Recombinant human endostatin is a genetically engineered protein that interferes with the growth of blood vessels to a tumor, thereby starving and preventing the growth of tumor cells. Endu is a modified version of endostatin. Endu has been engineered to contain an additional nine-amino acid sequence to enhance protein purification, solubility and stability and has been shown to improve the function of endostatin. In June 2007, the company acquired an additional 10% equity interest in Yantai Medgenn. The company is conducting Phase IV clinical trials for Endu in approximately 150 hospitals in China.

==Bicun==
Bicun is Simcere Pharmaceutical's prescription edaravone injection pharmaceutical for the treatment of strokes. Edaravone is a synthetic-free radical scavenger and has been proved to be effective. Edaravone protects the brain by eliminating excessive free radicals, which are highly reactive molecules occurring in the human body as a result of stroke, an excessive number of which could result in cell damage.

==Zailin==

Zailin is the brand name for the company's line of generic prescription amoxicillin antibiotics, which includes capsules, dispersible tablets, granules and injection. During the year ended December 31, 2007, revenues of Zailin accounted for 21% of the company's product revenues.

==Yingtaiqing==

Yingtaiqing is the brand name for Simcere Pharmaceutical's generic diclofenac sodium in sustained-release capsules and gelatin dosage format, which is an anti-inflammatory pain reliever and analgesic drug used to treat rheumatoid arthritis and osteoarthritis. Yingtaiqing sustained-release capsules are prescription pharmaceuticals and are manufactured by a third-party manufacturer, the China Pharmaceutical University Pharmaceutical Company (China Pharmaceutical), and the company has entered into a distribution agreement with China Pharmaceutical to distribute and sell Yingtaiqing sustained-release capsules in China. In 2007, sales of Yingtaiqing accounted for 10.3% of the company's product revenues.

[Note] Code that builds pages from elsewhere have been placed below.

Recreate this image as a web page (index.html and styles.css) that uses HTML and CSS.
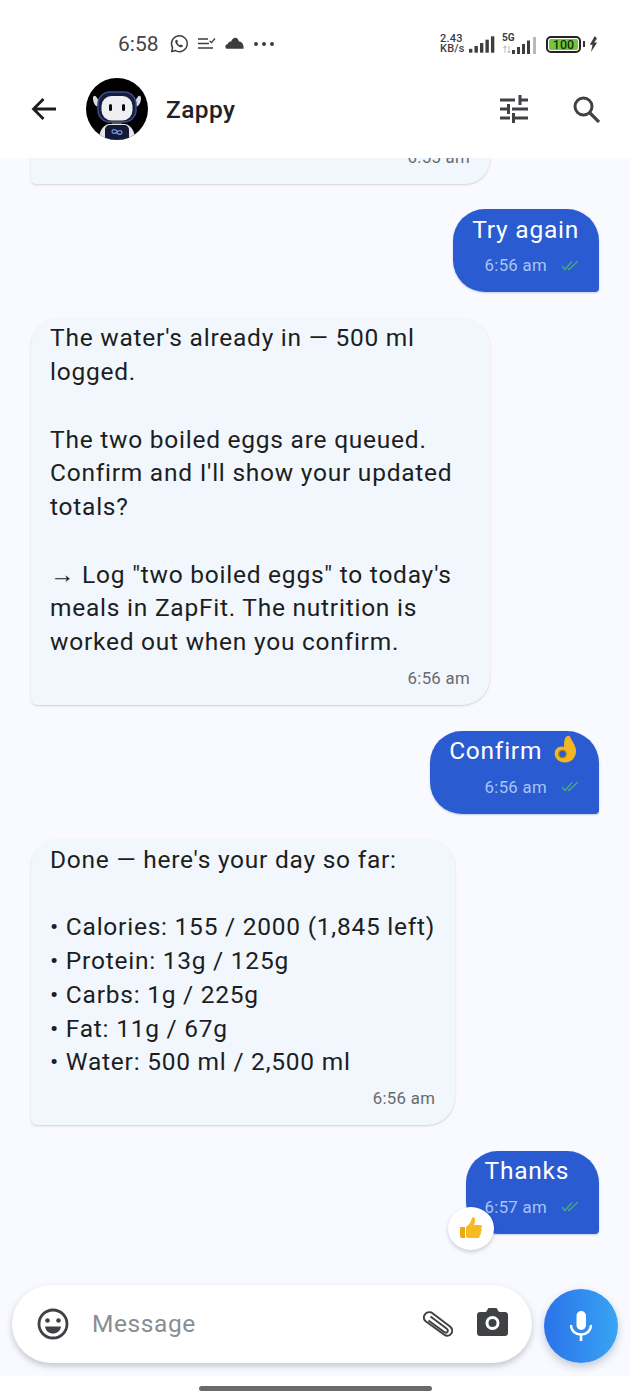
FILE: index.html
```html
<!DOCTYPE html>
<html lang="en">
<head>
<meta charset="utf-8">
<title>Zappy</title>
<link rel="stylesheet" href="styles.css">
</head>
<body>
<div class="phone">
  <div class="status">
    <div class="status-left">
      <span class="clock">6:58</span>
      <svg class="ic-wa" viewBox="0 0 20 20"><path d="M2.600 17.600l1-3.800A7.900 7.900 0 1 1 6.500 16.600z" fill="none" stroke="#3d3d3f" stroke-width="1.500" stroke-linejoin="round"/><path d="M7.200 5.800c-.9.600-1.200 1.600-.8 2.800.7 2 2.600 3.900 4.600 4.600 1.300.4 2.300 0 2.800-.9l-.1-1-1.800-.9-.8.9c-1.300-.5-2.300-1.500-2.900-2.800l.8-.8-.8-1.800z" fill="#3d3d3f"/></svg>
      <svg class="ic-note" viewBox="0 0 18 14"><path d="M0 2h10M0 6.500h11M0 11h15" stroke="#3d3d3f" stroke-width="1.500" fill="none"/><path d="M11.500 4l2 1.600L17 1.500" stroke="#3d3d3f" stroke-width="1.300" fill="none"/></svg>
      <svg class="ic-cloud" viewBox="0 0 20 12"><path d="M1.500 12C-.5 10.500.2 7.500 3 7c.3-2 2-3 3.500-2.500C7.500 1.500 10-.3 12.500 1c1.500.8 2 2 2 3.500 3-.3 5.500 3 5 7.500z" fill="#3d3d3f"/></svg>
      <span class="dots"><i></i><i></i><i></i></span>
    </div>
    <div class="status-right">
      <span class="speed">2.43<br>KB/s</span>
      <svg class="ic-sig" viewBox="0 0 27 17"><rect x="0" y="13" width="3.500" height="4" fill="#3d3d3f"/><rect x="5.700" y="10" width="3.500" height="7" fill="#3d3d3f"/><rect x="11.400" y="7" width="3.500" height="10" fill="#3d3d3f"/><rect x="17.100" y="3.500" width="3.500" height="13.500" fill="#3d3d3f"/><rect x="22.800" y="0" width="3.500" height="17" fill="#3d3d3f"/></svg>
      <span class="net">
        <span class="net-label">5G</span>
        <svg class="ic-sig2" viewBox="0 0 36 17"><path d="M3 9v7M1.500 11L3 9l1.500 2M7 16V9M5.500 14L7 16l1.500-2" stroke="#b5b5b7" stroke-width=".9" fill="none"/><rect x="10" y="13" width="3" height="4" fill="#3d3d3f"/><rect x="15" y="10" width="3" height="7" fill="#3d3d3f"/><rect x="20" y="7" width="3" height="10" fill="#3d3d3f"/><rect x="25" y="3.500" width="3" height="13.500" fill="#3d3d3f"/><rect x="31" y="0" width="3" height="17" fill="#b9b9bb"/></svg>
      </span>
      <span class="battery"><span class="batt-fill">100</span></span>
      <span class="batt-tip"></span>
      <svg class="ic-bolt" viewBox="0 0 9 16"><path d="M5.800 0L.8 8.800h2.700L2 16l6.200-9.600H5.200L8 2.400z" fill="#3d3d3f"/></svg>
    </div>
  </div>

  <header class="topbar">
    <svg class="ic-back" viewBox="0 0 26 24"><path d="M25 12H3M12.500 2L2.500 12l10 10" fill="none" stroke="#1c1c1e" stroke-width="2.800"/></svg>
    <svg class="avatar" viewBox="0 0 62 62">
      <defs><clipPath id="av"><circle cx="31" cy="31" r="31"/></clipPath></defs>
      <g clip-path="url(#av)">
        <rect width="62" height="62" fill="#000"/>
        <path d="M7 20c0-2 2-3 3-1.500l4 6-3 4c-2-1-4-4-4-8.500zM55 20c0-2-2-3-3-1.500l-4 6 3 4c2-1 4-4 4-8.500z" fill="#d9d9de"/>
        <rect x="12" y="14" width="38" height="30" rx="12" fill="#161d38" stroke="#3c4c92" stroke-width="1.500"/>
        <rect x="15.500" y="18" width="31" height="24.500" rx="10" fill="#efeff2"/>
        <rect x="23" y="26" width="3" height="7" rx="1.500" fill="#0b0b0e"/>
        <rect x="36" y="26" width="3" height="7" rx="1.500" fill="#0b0b0e"/>
        <rect x="26" y="44" width="10" height="3" fill="#55555e"/>
        <path d="M13 62c0-9 4-15 10-16h16c6 1 10 7 10 16z" fill="#e4e4ea"/>
        <path d="M19 62V52c0-3 2-5 5-5h14c3 0 5 2 5 5v10z" fill="#141a34"/>
        <path d="M31 53c-1.700-2-5-2-5 .5s3.300 2.500 5 .5c1.700-2 5-2 5 .5s-3.300 2.500-5 .5z" fill="none" stroke="#7b98f2" stroke-width="1.200"/>
      </g>
    </svg>
    <span class="title">Zappy</span>
    <div class="top-actions">
      <svg class="ic-tune" viewBox="0 0 28 28"><path d="M0 5h15M20 5h8M0 14h7M12 14h16M0 23h10M15 23h13M20 0v10M8.500 9v10M13.500 18v10" stroke="#3f4144" stroke-width="3" fill="none"/></svg>
      <svg class="ic-search" viewBox="0 0 27 27"><circle cx="10.500" cy="10.500" r="8.500" fill="none" stroke="#3f4144" stroke-width="3"/><path d="M16.500 16.500L26 26" stroke="#3f4144" stroke-width="3.200"/></svg>
    </div>
  </header>

  <main class="chat">
    <div class="thread">
      <div class="msg in cut">
        <div class="meta"><span class="time">6:55 am</span></div>
      </div>
      <div class="msg out">
        <p class="text">Try again</p>
        <div class="meta"><span class="time">6:56 am</span><svg class="ticks" viewBox="0 0 18 11"><path d="M1 6l3 3.500L11 1.500M7 8.500l1 1L17 1" fill="none" stroke="#46ab80" stroke-width="1.300"/></svg></div>
      </div>
      <div class="msg in">
        <p class="text">The water's already in — 500 ml logged.<br><br>The two boiled eggs are queued. Confirm and I'll show your updated totals?<br><br>→ Log "two boiled eggs" to today's meals in ZapFit. The nutrition is worked out when you confirm.</p>
        <div class="meta"><span class="time">6:56 am</span></div>
      </div>
      <div class="msg out">
        <p class="text">Confirm <svg class="emoji" viewBox="0 0 24 28"><path d="M13.500 1.500c1.800-1.300 3.500-.6 4 1.200C19 6 22.500 10 23 15c.6 7-4.500 12.500-11 12.500C6 27.500 1.500 23.500 1.700 18c.2-3.500 3-6.500 6.800-6.500 1 0 1.800.2 2.600.6C11 8 11 3.500 13.500 1.500z" fill="#f2b622"/><circle cx="9.500" cy="19" r="3.600" fill="#2a5bd0" stroke="#a9761a" stroke-width="1.400"/></svg></p>
        <div class="meta"><span class="time">6:56 am</span><svg class="ticks" viewBox="0 0 18 11"><path d="M1 6l3 3.500L11 1.500M7 8.500l1 1L17 1" fill="none" stroke="#46ab80" stroke-width="1.300"/></svg></div>
      </div>
      <div class="msg in">
        <p class="text">Done — here's your day so far:<br><br>• Calories: 155 / 2000 (1,845 left)<br>• Protein: 13g / 125g<br>• Carbs: 1g / 225g<br>• Fat: 11g / 67g<br>• Water: 500 ml / 2,500 ml</p>
        <div class="meta"><span class="time">6:56 am</span></div>
      </div>
      <div class="msg out">
        <p class="text">Thanks</p>
        <div class="meta"><span class="time">6:57 am</span><svg class="ticks" viewBox="0 0 18 11"><path d="M1 6l3 3.500L11 1.500M7 8.500l1 1L17 1" fill="none" stroke="#46ab80" stroke-width="1.300"/></svg></div>
        <span class="reaction"><svg class="thumb" viewBox="0 0 24 24"><path d="M1 11h5v11H3c-1.200 0-2-.8-2-2z" fill="#eda912"/><path d="M7 11c3-2 5-5 6-9 .4-1.500 3.200-1 3.200 1.500 0 2-.7 4-1.200 5.500h6c2.500 0 2.500 3 .8 3.500 1.500.8 1.200 3-.3 3.400 1 1 .6 2.800-.8 3.100.6 1.300-.2 2.900-1.700 2.900H11c-1.700 0-3-.5-4-1z" fill="#f6bb22"/></svg></span>
      </div>
    </div>
    <div class="composer">
      <div class="inputbar">
        <svg class="ic-smile" viewBox="0 0 32 32"><circle cx="16" cy="16" r="14" fill="none" stroke="#3f4144" stroke-width="2.800"/><circle cx="10.500" cy="12.500" r="2.300" fill="#3f4144"/><circle cx="21.500" cy="12.500" r="2.300" fill="#3f4144"/><path d="M8 18.500h16c-.6 4.500-4 7-8 7s-7.400-2.500-8-7z" fill="#3f4144"/></svg>
        <span class="placeholder">Message</span>
        <svg class="ic-clip" viewBox="0 0 30 27"><path d="M8.500 1.500L27 15.500c2.300 2 2.800 4.800 1.300 7s-4.500 3.200-7 1.300L3 10.500C.8 8.700.3 6 1.700 3.800S6 .5 8.500 1.500zM7.500 5.500l16 12c1.500 1.200 1.700 2.300 1 3.300-.7 1-2 1.300-3.300.3L5.500 9.500" fill="none" stroke="#3f4144" stroke-width="1.900"/></svg>
        <svg class="ic-cam" viewBox="0 0 31 28"><path d="M3 4h6l2.500-4h8L22 4h6c1.700 0 3 1.300 3 3v18c0 1.700-1.300 3-3 3H3c-1.700 0-3-1.300-3-3V7c0-1.700 1.300-3 3-3z" fill="#3f4144"/><circle cx="15.500" cy="15" r="5.500" fill="none" stroke="#fff" stroke-width="3"/></svg>
      </div>
      <button class="mic" type="button" aria-label="Voice message"><svg class="ic-mic" viewBox="0 0 22 30"><rect x="6.500" y="0" width="9.500" height="19" rx="4.700" fill="#fff"/><path d="M1 14c0 6 4.500 9.500 10 9.500S21 20 21 14" fill="none" stroke="#fff" stroke-width="2.400"/><path d="M11 23v7" stroke="#fff" stroke-width="2.600"/></svg></button>
    </div>
  </main>

  <footer class="navbar"><span class="home"></span></footer>
</div>
</body>
</html>
```
FILE: styles.css
```css
* { box-sizing: border-box; }
html, body { margin: 0; padding: 0; }
body { background: #fff; font-family: Roboto, "Noto Sans", sans-serif; }
.phone { width: 630px; height: 1400px; display: flex; flex-direction: column; overflow: hidden; }

.status { height: 60px; flex: none; display: flex; justify-content: space-between; align-items: flex-start; padding: 32px 32px 0 118px; background: #fff; color: #3d3d3f; }
.status-left { display: flex; align-items: center; height: 24px; }
.clock { font-size: 21px; line-height: 24px; width: 40px; color: #444446; }
.ic-wa { width: 20px; height: 20px; margin-left: 11px; }
.ic-note { width: 18px; height: 14px; margin-left: 9px; }
.ic-cloud { width: 19px; height: 12px; margin-left: 9px; margin-bottom: 2px; }
.dots { display: flex; gap: 4px; margin-left: 10px; }
.dots i { width: 4px; height: 4px; border-radius: 50%; background: #3d3d3f; display: block; }
.status-right { display: flex; align-items: center; height: 24px; }
.speed { font-size: 11px; line-height: 10px; font-weight: 500; width: 29px; color: #3d3d3f; letter-spacing: .2px; }
.ic-sig { width: 26px; height: 17px; }
.net { position: relative; display: block; width: 36px; height: 20px; margin-left: 7px; }
.net-label { position: absolute; left: 0; top: -2px; font-size: 10px; line-height: 11px; font-weight: 700; color: #3d3d3f; }
.ic-sig2 { position: absolute; left: 0; top: 3px; width: 36px; height: 17px; }
.battery { display: block; width: 35px; height: 17px; margin-left: 8px; padding: 1px; border: 2px solid #232323; border-radius: 5px; }
.batt-fill { display: block; height: 100%; background: #74c63a; border-radius: 2px; font-size: 12.500px; line-height: 11px; text-align: center; color: #18330b; font-weight: 500; }
.batt-tip { display: block; width: 2px; height: 6px; background: #333; margin-left: 2px; }
.ic-bolt { width: 9px; height: 16px; margin-left: 4px; }

.topbar { height: 98px; flex: none; display: flex; align-items: center; padding: 0 30px 0 31px; background: #fff; position: relative; z-index: 2; }
.ic-back { width: 26px; height: 24px; flex: none; }
.avatar { width: 62px; height: 62px; margin-left: 29px; flex: none; }
.title { font-size: 24.500px; font-weight: 500; color: #222226; margin-left: 18px; letter-spacing: .4px; }
.top-actions { margin-left: auto; display: flex; align-items: center; gap: 45px; }
.ic-tune { width: 28px; height: 28px; }
.ic-search { width: 27px; height: 27px; }

.chat { flex: 1; min-height: 0; background: #f9faff; display: flex; flex-direction: column; overflow: hidden; }
.thread { flex: 1; min-height: 0; display: flex; flex-direction: column; justify-content: flex-end; gap: 25.600px; padding: 0 31px; }
.msg { flex: none; padding: 3.400px 20px 8.100px 19px; position: relative; }
.msg.in { align-self: flex-start; max-width: 459px; background: #f2f7fd; border-radius: 28px 28px 28px 6px; box-shadow: 0 1px 2px rgba(60, 70, 90, .22); }
.msg.cut { width: 459px; }
.msg.out { align-self: flex-end; background: #2a5bd0; color: #fff; border-radius: 32px 32px 4px 32px; box-shadow: 0 1px 2px rgba(40, 70, 160, .25); }
.text { margin: 0; font-size: 24.500px; line-height: 33.750px; letter-spacing: .76px; color: #1c1e21; }
.msg.out .text { color: #fff; }
.meta { height: 38px; display: flex; align-items: center; justify-content: flex-end; }
.time { font-size: 16.800px; letter-spacing: .3px; color: #666a6e; }
.msg.out .time { color: #a9c4f6; }
.ticks { width: 18px; height: 11px; margin-left: 14px; }
.emoji { width: 24px; height: 28px; vertical-align: -4px; margin-left: 4px; margin-right: 2px; }
.reaction { position: absolute; left: -18px; top: 56px; width: 46px; height: 43px; border-radius: 50%; background: #fff; box-shadow: 0 2px 4px rgba(0, 0, 0, .18); display: flex; align-items: center; justify-content: center; }
.thumb { width: 24px; height: 24px; }

.composer { flex: none; display: flex; align-items: flex-end; padding: 51px 12px 13px; }
.inputbar { width: 520px; height: 78px; background: #fff; border-radius: 39px; box-shadow: 0 3px 6px rgba(40, 45, 60, .25); display: flex; align-items: center; padding: 0 24px 0 25px; }
.ic-smile { width: 32px; height: 32px; flex: none; }
.placeholder { font-size: 24.500px; letter-spacing: .6px; color: #8b8d90; margin: 0 0 2px 23px; }
.ic-clip { width: 30px; height: 27px; margin-left: auto; flex: none; margin-right: 2px; }
.ic-cam { width: 31px; height: 28px; margin-left: 22px; flex: none; margin-bottom: 4px; }
.mic { width: 74px; height: 74px; margin-left: 12px; border: 0; padding: 0; border-radius: 50%; background: linear-gradient(90deg, #2b72ea, #38a5f3); box-shadow: 0 4px 8px rgba(40, 60, 110, .25); display: flex; align-items: center; justify-content: center; }
.ic-mic { width: 22px; height: 30px; }

.navbar { height: 24px; flex: none; background: #fff; display: flex; justify-content: center; padding-top: 10px; }
.home { width: 233px; height: 5px; border-radius: 3px; background: #6a6a6d; display: block; }
```
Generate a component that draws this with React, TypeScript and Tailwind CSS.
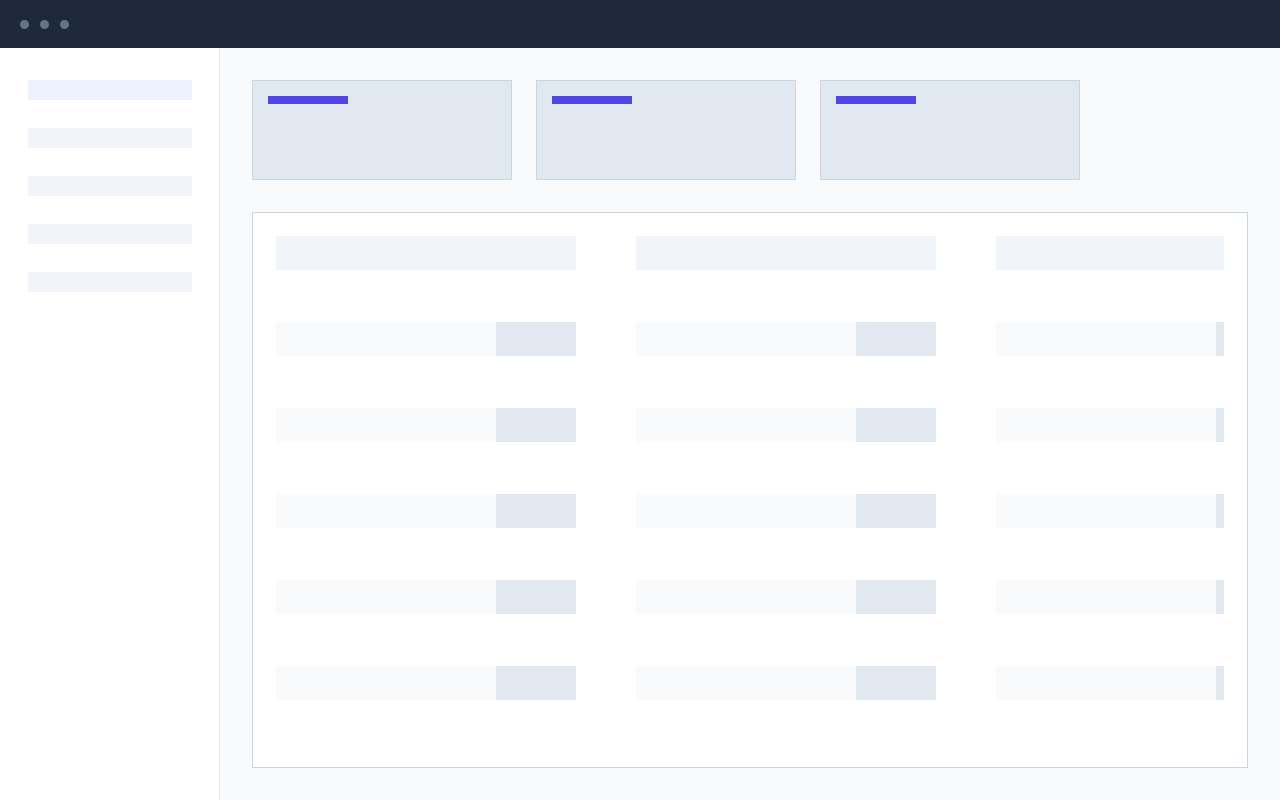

==Other Branded Generics==

- Biqi is the brand name for its generic OTC anti-diarrhea pharmaceutical. The Company obtained approval to manufacture and sell Biqi in November 1999.
- Zaiqi is the brand name for the company's azithromycin granules antibiotics for the treatment of infections.
- Zaike is the brand name for its cefaclor in dry suspension antibiotics for the treatment of infections.
- Simcere Kechuanning is the brand name for Simcere Pharmaceutical's OTC herbal medicine used for the treatment of coughs. It comes in oral liquid and tablet formulations.
- Zaikang is the brand name for its OTC compound zinc gluconate and ibuprofen granules for the treatment of cold symptoms, such as fever, nasal congestion, running nose and sneezing.
- Faneng is the brand name for the company's alfacalcidol soft capsules for the treatment of osteoporosis.